На балах начальство строго следило, чтобы воспитанницы не танцевали с одним и тем же кавалером несколько раз подряд. Это уж было бы похоже на предпочтение, на какое-то избранничество, наконец просто на кидающееся в глаза взаимное ухаживание. Синяя дама с рыбьей головой сделала Зиночке замечание, что она слишком много уделяет внимания юнкеру Александрову, что это слишком кидается в глаза и, наконец, становится совсем неприличным.
– Во время третьей кадрили она так и пронизывала меня глазищами, и теперь вы понимаете, что я чувствовала себя как связанная.
– Она и на меня так же глядела, – сказал Александров. – Мне даже пришло в голову, что если бы между мной и ею был стеклянный экран, то ее взгляд сделал бы в стекле круглую дырочку, как делает пуля. Ах, зачем же вы мне сразу не сказали?
– У нас уж такая этика. Мы можем наших классных дам всячески изводить, но жаловаться посторонним – это не принято. Но теперь мне все равно. J'ai jete le bonnet par dessus les moulins [7 - Я пустилась во все тяжкие (фр.).]. Завтра она пожалуется папе.
– А папа?
– Папа будет от души смеяться. Ах, папочка мой такая прелесть, такой душенька. Но довольно об этом. Вы больше не дуетесь, и я очень рада. Еще один тур. Вы не устали?
Глава XXIII
Письмо любовное
Кончились зимние каникулы. Тяжеловато после двух недель почти безграничной свободы втягиваться снова в суровую воинскую дисциплину, в лекции и репетиции, в строевую муштру, в раннее вставание по утрам, в ночные бессонные дежурства, в скучную повторяемость дней, дел и мыслей.
Есть у юнкеров в распорядке дня лишь два послеобеденных часа (от четырех до шести) полного отдыха, когда можно петь, болтать, читать посторонние книги и даже прилечь на кровати, расстегнув верхний крючок куртки. От шести до восьми снова зубрежка или черчение под надзором курсовых офицеров.

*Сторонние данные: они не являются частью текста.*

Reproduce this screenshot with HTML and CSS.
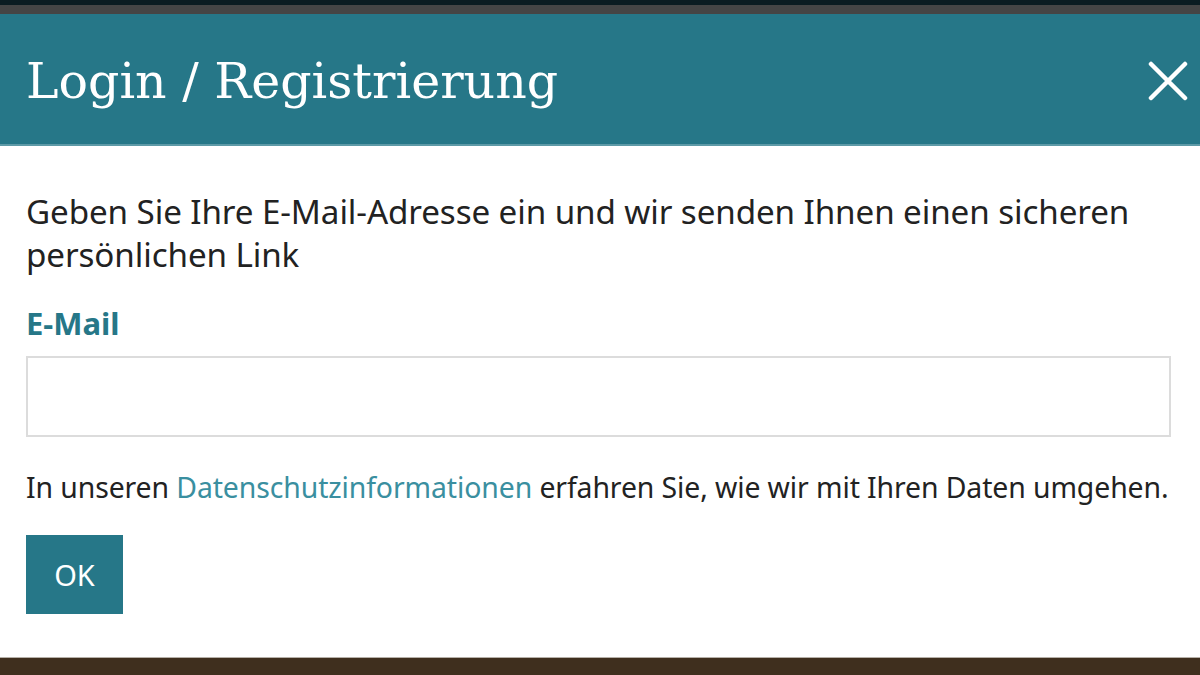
FILE: index.html
```html
<!DOCTYPE html>
<html lang="de">
<head>
    <meta charset="UTF-8">
    <meta name="viewport" content="width=device-width, initial-scale=1.0">
    <title>Login / Registrierung</title>
    <link rel="stylesheet" href="styles.css">
</head>
<body>
    <div class="backdrop-top"></div>

    <div class="modal">
        <div class="modal-header">
            <h1 class="modal-title">Login / Registrierung</h1>
            <button class="close" aria-label="Schließen">
                <svg width="40" height="40" viewBox="0 0 40 40">
                    <path d="M3 3 L37 37 M37 3 L3 37" stroke="#fff" stroke-width="4.5" stroke-linecap="round" fill="none"/>
                </svg>
            </button>
        </div>

        <div class="modal-body">
            <p class="intro">Geben Sie Ihre E-Mail-Adresse ein und wir senden Ihnen einen sicheren persönlichen Link</p>
            <label class="field-label" for="email">E-Mail</label>
            <input class="field-input" id="email" type="email">
            <p class="privacy">In unseren <a href="#">Datenschutzinformationen</a> erfahren Sie, wie wir mit Ihren Daten umgehen.</p>
            <button class="btn-ok">OK</button>
        </div>
    </div>

    <div class="backdrop-bottom"></div>
</body>
</html>
```

FILE: styles.css
```css
* {
    box-sizing: border-box;
}
body {
    margin: 0;
    height: 675px;
    overflow: hidden;
    background: #3f2f1e;
    font-family: "Noto Sans", Arial, sans-serif;
}
.backdrop-top {
    height: 14px;
    background: #454545;
    border-top: 5px solid #0b1c21;
}
.modal {
    background: #fff;
}
.modal-header {
    display: flex;
    align-items: center;
    justify-content: space-between;
    height: 132px;
    padding: 4px 12px 0 26px;
    background: #267788;
    border-bottom: 2px solid #5d9aa7;
}
.modal-title {
    margin: 0;
    color: #fff;
    font-family: "DejaVu Serif", serif;
    font-weight: normal;
    font-size: 49px;
}
.close {
    padding: 0;
    border: none;
    background: none;
    cursor: pointer;
    display: flex;
}
.modal-body {
    display: flex;
    flex-direction: column;
    align-items: flex-start;
    height: 511px;
    padding: 44px 29px 0 26px;
}
.intro {
    margin: 0;
    color: #222;
    font-size: 33.2px;
    line-height: 43px;
    letter-spacing: -0.1px;
}
.field-label {
    margin-top: 27px;
    color: #267788;
    font-weight: bold;
    font-size: 31px;
    line-height: 40px;
}
.field-input {
    width: 100%;
    height: 81px;
    margin-top: 13px;
    border: 2px solid #dcdcdc;
    background: #fff;
}
.privacy {
    margin: 33px 0 0;
    color: #222;
    font-size: 28.4px;
    line-height: 34px;
    letter-spacing: -0.1px;
}
.privacy a {
    color: #3a8fa0;
    text-decoration: none;
}
.btn-ok {
    margin-top: 31px;
    width: 97px;
    height: 79px;
    border: none;
    background: #267788;
    color: #fff;
    font-family: "Noto Sans", Arial, sans-serif;
    font-size: 29px;
    cursor: pointer;
}
.backdrop-bottom {
    height: 18px;
    border-top: 1px solid #b6b0a8;
    background: #3f2f1e;
}
```
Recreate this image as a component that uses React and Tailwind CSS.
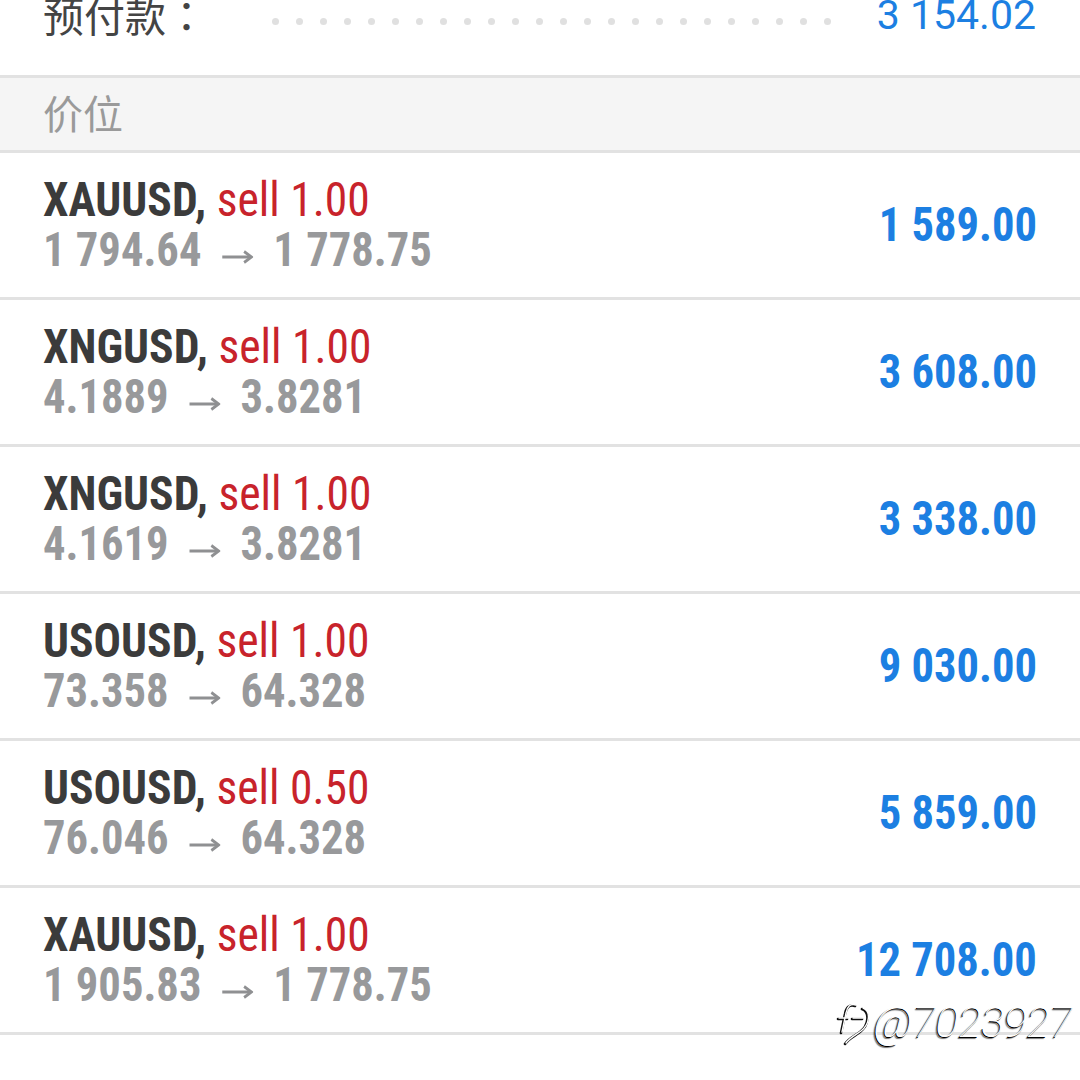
import React from "react";

const rows = [
  { sym: "XAUUSD", lot: "1.00", from: "1 794.64", to: "1 778.75", pl: "1 589.00" },
  { sym: "XNGUSD", lot: "1.00", from: "4.1889", to: "3.8281", pl: "3 608.00" },
  { sym: "XNGUSD", lot: "1.00", from: "4.1619", to: "3.8281", pl: "3 338.00" },
  { sym: "USOUSD", lot: "1.00", from: "73.358", to: "64.328", pl: "9 030.00" },
  { sym: "USOUSD", lot: "0.50", from: "76.046", to: "64.328", pl: "5 859.00" },
  { sym: "XAUUSD", lot: "1.00", from: "1 905.83", to: "1 778.75", pl: "12 708.00" },
];

function Arrow() {
  return (
    <svg width="35" height="14" viewBox="0 0 35 14" className="mx-[22px] mt-[14px] shrink-0">
      <path d="M1 7 H32" stroke="#8f9092" strokeWidth="3.2" fill="none" />
      <path d="M25 1.5 L33 7 L25 12.5" stroke="#8f9092" strokeWidth="3" fill="none" strokeLinejoin="miter" />
    </svg>
  );
}

export default function App() {
  const dots = Array.from({ length: 24 });
  return (
    <div className="relative w-[1080px] h-[1080px] overflow-hidden bg-white font-['Roboto','Noto_Sans_CJK_SC',sans-serif]">
      {/* top row */}
      <div className="h-[75px] overflow-hidden">
        <div className="-mt-[8px] flex items-center pl-[43px] pr-[44px] h-[44px]">
          <span className="text-[41px] leading-[40px] text-[#444444] font-['Noto_Sans_CJK_SC',sans-serif] w-[229px] shrink-0">
            预付款<span className="font-['Noto_Sans_CJK_JP',sans-serif]">：</span>
          </span>
          <div className="flex gap-[17px] mt-[14px]">
            {dots.map((_, i) => (
              <span key={i} className="block w-[7px] h-[7px] rounded-full bg-[#e0e0e0]" />
            ))}
          </div>
          <span className="ml-auto mt-[2px] text-[41px] leading-[40px] text-[#1c7fe2]">3 154.02</span>
        </div>
      </div>
      <div className="h-[3px] bg-[#e2e2e2]" />
      {/* header */}
      <div className="h-[72px] bg-[#f5f5f5] flex items-center pl-[43px] pb-[5px]">
        <span className="text-[40px] leading-[40px] text-[#9a9a9a] font-['Noto_Sans_CJK_SC',sans-serif]">价位</span>
      </div>
      <div className="h-[3px] bg-[#e2e2e2]" />
      {rows.map((r, i) => (
        <div key={i} className="h-[147px] border-b-[3px] border-[#e2e2e2] flex items-center pl-[43px] pr-[43px] [font-stretch:75%]">
          <div className="flex flex-col items-start">
            <div className="text-[49px] leading-[50px] whitespace-nowrap origin-left [transform:scaleX(0.93)]">
              <span className="font-bold text-[#3b3b3b]">{r.sym}, </span>
              <span className="text-[#c8232b]">sell {r.lot}</span>
            </div>
            <div className="flex items-center text-[49px] leading-[50px] font-bold text-[#98999b] whitespace-nowrap origin-left [transform:scaleX(0.91)]">
              <span>{r.from}</span>
              <Arrow />
              <span>{r.to}</span>
            </div>
          </div>
          <div className="ml-auto text-[49px] leading-[50px] font-bold text-[#1c7fe2] whitespace-nowrap origin-right [transform:scaleX(0.91)]">{r.pl}</div>
        </div>
      ))}
      {/* watermark */}
      <div className="absolute left-[832px] top-[996px] flex items-center">
        <svg width="42" height="52" viewBox="0 0 42 52">
          <g fill="none" strokeLinecap="round">
            <g stroke="#111" strokeWidth="2.6" transform="translate(-1 1)">
              <path d="M24 9 C18 7 15 11 14 17 L10 36" />
              <path d="M7 22 L16 22" />
              <path d="M21 22 L31 22" />
              <path d="M31 12 C39 15 38 28 29 35 C24 39 18 41 14 47" />
            </g>
            <g stroke="#fff" strokeWidth="1.4">
              <path d="M24 9 C18 7 15 11 14 17 L10 36" />
              <path d="M7 22 L16 22" />
              <path d="M21 22 L31 22" />
              <path d="M31 12 C39 15 38 28 29 35 C24 39 18 41 14 47" />
            </g>
          </g>
        </svg>
        <span className="text-[43px] leading-[44px] italic font-thin text-white font-['Roboto',sans-serif] [text-shadow:-1px_1px_0_#000,-2px_2px_1px_rgba(0,0,0,0.6)]">@7023927</span>
      </div>
    </div>
  );
}
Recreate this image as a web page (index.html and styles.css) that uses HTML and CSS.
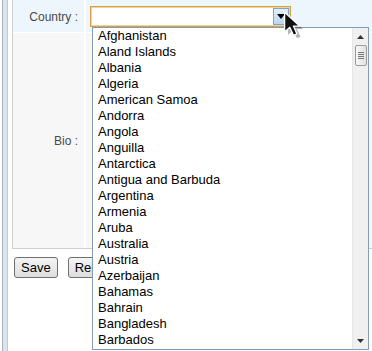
FILE: index.html
```html
<!DOCTYPE html>
<html lang="en">
<head>
    <meta charset="UTF-8">
    <title>Profile form</title>
    <link rel="stylesheet" href="styles.css">
</head>
<body>

<div class="screen">
    <div class="side"></div>
    <div class="main">
        <div class="panel">
            <div class="row row-country">
                <div class="label">Country :</div>
                <div class="value">
                    <div class="select">
                        <span class="select-btn">
                            <svg width="8" height="5" viewBox="0 0 8 5"><path d="M0 0h8L4 5z" fill="#000"/></svg>
                        </span>
                    </div>
                </div>
            </div>
            <div class="row row-bio">
                <div class="label">Bio :</div>
                <div class="value"></div>
            </div>
        </div>
        <div class="actions">
            <button class="btn">Save</button>
            <button class="btn">Rel</button>
        </div>
    </div>
</div>

<!-- open list of the country select -->
<div class="dropdown">
    <ul class="options">
        <li>Afghanistan</li>
        <li>Aland Islands</li>
        <li>Albania</li>
        <li>Algeria</li>
        <li>American Samoa</li>
        <li>Andorra</li>
        <li>Angola</li>
        <li>Anguilla</li>
        <li>Antarctica</li>
        <li>Antigua and Barbuda</li>
        <li>Argentina</li>
        <li>Armenia</li>
        <li>Aruba</li>
        <li>Australia</li>
        <li>Austria</li>
        <li>Azerbaijan</li>
        <li>Bahamas</li>
        <li>Bahrain</li>
        <li>Bangladesh</li>
        <li>Barbados</li>
    </ul>
    <div class="scrollbar">
        <span class="arrow">
            <svg width="7" height="4" viewBox="0 0 7 4"><path d="M3.5 0L7 4H0z" fill="#333"/></svg>
        </span>
        <span class="thumb"><i></i><i></i><i></i><i></i></span>
        <span class="spacer"></span>
        <span class="arrow">
            <svg width="7" height="4" viewBox="0 0 7 4"><path d="M0 0h7L3.5 4z" fill="#333"/></svg>
        </span>
    </div>
</div>

<svg class="cursor" width="26" height="30" viewBox="0 0 22 26">
    <path d="M3 3v17l4.5-4 3.2 7 3-1.3-3.1-6.8H16z" fill="#000" opacity="0.3" transform="translate(2 1.5)"/>
    <path d="M2 2v17l4.5-4 3.2 7 3-1.3-3.1-6.8H15z" fill="#111" stroke="#fff" stroke-width="1.1" stroke-linejoin="round"/>
</svg>

</body>
</html>
```

FILE: styles.css
```css
* {
    box-sizing: border-box;
    margin: 0;
    padding: 0;
}

body {
    font-family: 'Liberation Sans', Arial, sans-serif;
    background-color: #fff;
    color: #000;
    overflow: hidden;
}

.screen {
    display: flex;
    height: 351px;
}

.side {
    width: 6px;
    margin-left: 2px;
    margin-right: 4px;
    background-color: #dce4ee;
    border-left: 1px solid #a9b1ba;
    border-right: 1px solid #c3c9d0;
}

.main {
    flex: 1;
    overflow: hidden;
}

.panel {
    margin-right: -20px;
    border: 1px solid #cfcfcf;
    border-top: none;
}

.row {
    display: flex;
}

.row-country {
    height: 33px;
    background-color: #eef6fd;
    border-bottom: 1px solid #fff;
}

.row-bio {
    height: 215px;
    background-color: #f7f7f7;
}

.label {
    width: 73px;
    padding-right: 6px;
    border-right: 2px solid #fff;
    font-size: 12px;
    color: #4a4a4a;
    text-align: right;
    display: flex;
    align-items: center;
    justify-content: flex-end;
}

.row-country .label {
    align-items: flex-start;
    padding-top: 10px;
}

.value {
    flex: 1;
    padding: 6px 4px 0;
}

.select {
    width: 201px;
    height: 21px;
    background-color: #fff;
    border: 1px solid #d9a143;
    box-shadow: inset 0 0 0 1px #f2d499;
    display: flex;
    justify-content: flex-end;
    padding: 1px;
}

.select-btn {
    width: 16px;
    height: 17px;
    border: 1px solid #7ea4c9;
    background: linear-gradient(#e3effb, #b8d5f1);
    display: flex;
    align-items: center;
    justify-content: center;
}

.actions {
    display: flex;
    gap: 10px;
    padding-left: 2px;
    margin-top: 8px;
}

.btn {
    height: 21px;
    padding: 0 6px;
    font-family: 'Liberation Sans', Arial, sans-serif;
    font-size: 13px;
    color: #000;
    border: 1px solid #707070;
    border-radius: 3px;
    background: linear-gradient(#f4f4f4, #dedede);
}

.dropdown {
    position: absolute;
    left: 92px;
    top: 27px;
    width: 277px;
    height: 323px;
    background-color: #fff;
    border: 1px solid #7f9db9;
    display: flex;
}

.options {
    flex: 1;
    list-style: none;
    font-size: 13px;
    line-height: 16px;
    padding-left: 5px;
}

.scrollbar {
    width: 16px;
    background-color: #f0f0f0;
    border-left: 1px solid #e6e6e6;
    display: flex;
    flex-direction: column;
    align-items: center;
}

.arrow {
    height: 17px;
    display: flex;
    align-items: center;
    justify-content: center;
}

.thumb {
    width: 12px;
    height: 21px;
    border: 1px solid #9c9c9c;
    border-radius: 2px;
    background: linear-gradient(to right, #f8f8f8, #e2e2e2);
    display: flex;
    flex-direction: column;
    align-items: center;
    justify-content: center;
    gap: 1px;
}

.thumb i {
    width: 6px;
    height: 1px;
    background-color: #777;
}

.spacer {
    flex: 1;
}

.cursor {
    position: absolute;
    left: 282px;
    top: 10px;
}
```
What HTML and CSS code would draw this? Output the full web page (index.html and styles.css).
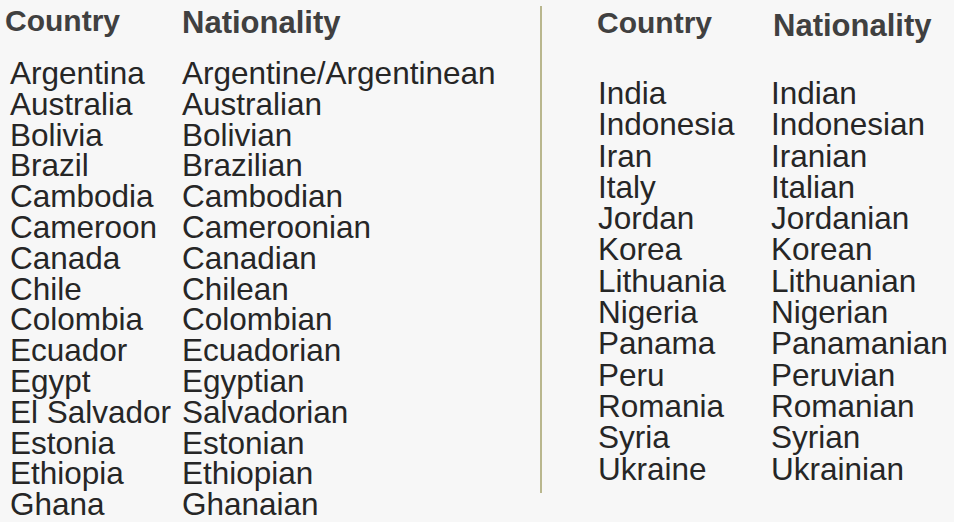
FILE: index.html
```html
<!DOCTYPE html>
<html lang="en">
<head>
<meta charset="utf-8">
<title>Countries and Nationalities</title>
<link rel="stylesheet" href="styles.css">
</head>
<body>
<main class="page">
  <section class="block block-left">
    <div class="head">
      <div class="hc hc-country">Country</div>
      <div class="hc hc-nat">Nationality</div>
    </div>
    <div class="rows">
      <div>Argentina</div><div>Argentine/Argentinean</div>
      <div>Australia</div><div>Australian</div>
      <div>Bolivia</div><div>Bolivian</div>
      <div>Brazil</div><div>Brazilian</div>
      <div>Cambodia</div><div>Cambodian</div>
      <div>Cameroon</div><div>Cameroonian</div>
      <div>Canada</div><div>Canadian</div>
      <div>Chile</div><div>Chilean</div>
      <div>Colombia</div><div>Colombian</div>
      <div>Ecuador</div><div>Ecuadorian</div>
      <div>Egypt</div><div>Egyptian</div>
      <div>El Salvador</div><div>Salvadorian</div>
      <div>Estonia</div><div>Estonian</div>
      <div>Ethiopia</div><div>Ethiopian</div>
      <div>Ghana</div><div>Ghanaian</div>
    </div>
  </section>
  <div class="divider"></div>
  <section class="block block-right">
    <div class="head">
      <div class="hc hc-country">Country</div>
      <div class="hc hc-nat">Nationality</div>
    </div>
    <div class="rows">
      <div>India</div><div>Indian</div>
      <div>Indonesia</div><div>Indonesian</div>
      <div>Iran</div><div>Iranian</div>
      <div>Italy</div><div>Italian</div>
      <div>Jordan</div><div>Jordanian</div>
      <div>Korea</div><div>Korean</div>
      <div>Lithuania</div><div>Lithuanian</div>
      <div>Nigeria</div><div>Nigerian</div>
      <div>Panama</div><div>Panamanian</div>
      <div>Peru</div><div>Peruvian</div>
      <div>Romania</div><div>Romanian</div>
      <div>Syria</div><div>Syrian</div>
      <div>Ukraine</div><div>Ukrainian</div>
    </div>
  </section>
</main>
</body>
</html>
```

FILE: styles.css
```css
html, body {
  margin: 0;
  padding: 0;
  background: #ffffff;
}

body {
  width: 954px;
  height: 522px;
  overflow: hidden;
  font-family: "Liberation Sans", Arial, sans-serif;
}

.page {
  display: flex;
  width: 954px;
  height: 522px;
  background: #f7f7f7;
}

.block {
  display: flex;
  flex-direction: column;
  flex-shrink: 0;
}

.block-left {
  width: 530px;
  padding-left: 10px;
  padding-top: 1px;
}

.block-right {
  padding-left: 56px;
  padding-top: 3px;
}

.head {
  display: grid;
  height: 40px;
  line-height: 40px;
  font-weight: bold;
  font-size: 30px;
  color: #404040;
}

.block-left .head {
  grid-template-columns: 172px auto;
  margin-bottom: 17px;
}

.block-right .head {
  grid-template-columns: 175px auto;
  margin-bottom: 35px;
}

.block-left .hc-country {
  margin-left: -5px;
}

.block-right .hc-country {
  margin-left: -1px;
}

.hc-nat {
  font-size: 31px;
}

.block-left .hc-nat {
  padding-top: 2px;
}

.block-right .hc-nat {
  padding-top: 3px;
}

.rows {
  display: grid;
  font-size: 31.5px;
  color: #262626;
  white-space: nowrap;
}

.block-left .rows {
  grid-template-columns: 172px auto;
  grid-auto-rows: 30.8px;
  line-height: 30.8px;
}

.block-right .rows {
  grid-template-columns: 173px auto;
  grid-auto-rows: 31.3px;
  line-height: 31.3px;
}

.divider {
  flex-shrink: 0;
  width: 2px;
  height: 487px;
  margin-top: 6px;
  background: #b9b78e;
}
```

Александров подсел на кровать к Жданову; так они каждый день ходят друг к другу в гости. Крикнули ротного служителя и послали его в булочную Савостьянова, что наискось от училища через Арбатскую площадь, за пирожными – пара пятачок. Жданов, как более солидный и крепкий, заказал себе два яблочных и два тирольских; более легковесный Александров – две трубочки с кремом и два миндальных. Поедая пирожные, как-то говорится слаще, занятнее. Самая любимая, никогда не иссякающая тема их разговора, это, конечно, – прошлый недавний бал в Екатерининском институте, со множеством милых маленьких воспоминаний. Вспоминают они, как все девицы, окружив тесным прекрасным роем графа Олсуфьева, упрашивали его не уезжать так скоро, пробыть еще полчасика на балу, и как он, мелко топчась на своих согнутых подагрой ногах, точно приплясывая, говорил:
– Не могу, мои красавицы. Сказано в премудростях царя Соломона: время строить и время разрушать, время старому гусару Олсуфьеву танцевать на балу и время ехать домой спатиньки.
– Прелесть граф Олсуфьев? А? – говорит Александров.